You will hear a lot of views about the recent S&P downgrades for a majority of European countries. First, the politicians from those countries will questions the reasons, methodology and credibility of the rating agency. Then you will have those who will tell you that you should not expect anything from this round of downgrades as it is just a rating agency catching up to the reality. Finally, you will have banks assuring you that nothing will change and that they will be funding economic development further. Unfortunately all of those views are biased as they all have something to lose.
The downgrades will have real effects for the economies across Europe and implicitly for Romania. The market implications will be harsh. Furthermore, with these many countries losing the AAA status it is hard to believe that the EFSF will be ever rated AAA.
The real implications will be transmitted to the economies via higher cost of capital for financial institutions. This in turn will mean lower investment but also lower profitability. If you had your hopes up for a great equities run in Europe this year, you might want to think about that strategy again.
But for me the biggest impact for Europe will eventually be due to the downgrade of Austria. This is a country with very big exposure to the CEE region. It cannot afford to stop funding the region because the real losses will be huge but in the same time it will have to increase the cost of funding for those countries. This is a big blow to the regions’ economic prospects and in the end to Austria itself. The irony is that to in order get back the AAA status Austrian institutions will have to “get rid of” the bad investments in the region.
To be honest looking very pragmatically at the whole issue the credit rating story is just a process of updating the labels on a big pile of bad smelling combination of terrible economic policies implemented to push the problem into the future. I am sure that EU politicians knew that pouring good money after bad money will not solve the sovereign debt problem. But they did it anyway to buy time. Sooner or later time will run out and we will have to pay. Unless they face the problem and admit that Europe does not have a liquidity problem but a solvency one. There is only one way to solve a solvency problem: default.
My comments to Romanian media mediafax:
““Decizia S&P de a reduce ratingul suveran pentru majoritatea ţărilor din zona euro este una foarte greu de digerat. Teoretic, pentru a repara această situaţie, zona euro trebuie să reducă datoria publică şi să arate cum poate credibil să crească veniturile. Pentru ambele este nevoie de timp. O altă soluţie ar fi fost creşterea economică, dar aici probabilitatea este mult mai mică.

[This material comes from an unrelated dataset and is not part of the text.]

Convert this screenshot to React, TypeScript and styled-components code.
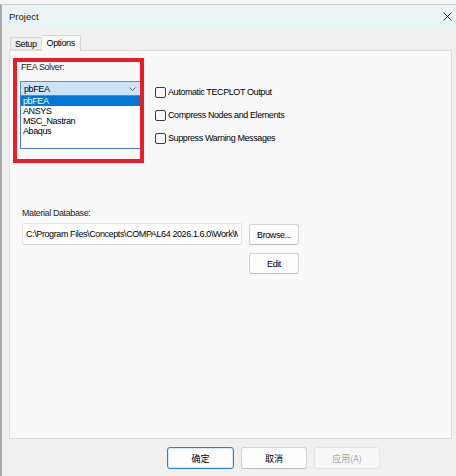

Efectul imediat al acestor decizii se va simţi în costul de finanţare. Din păcate pentru noi, faptul că Franţa, Italia, Austria se finanţează mai scump înseamnă că şi preţul capitalului direcţionat către România va fi mai mare.
Pe termen lung, daca UE vrea să rămână competitivă la nivel global, Cîţu consideră că efectul ar trebui să fie o creştere a productivităţii şi înscrierea pe un canal de creştere economică sustenabilă.
Totul depinde de cum vor reacţiona politicile economice. Eu sper să înteleagă că a venit momentul ca taxele şi impozitele pe capital să scadă şi astfel să contracareze efectul acestor decizii. Bineînţeles, scăderea taxelor trebuie facută în acelaşi timp cu reducerea datoriei publice.”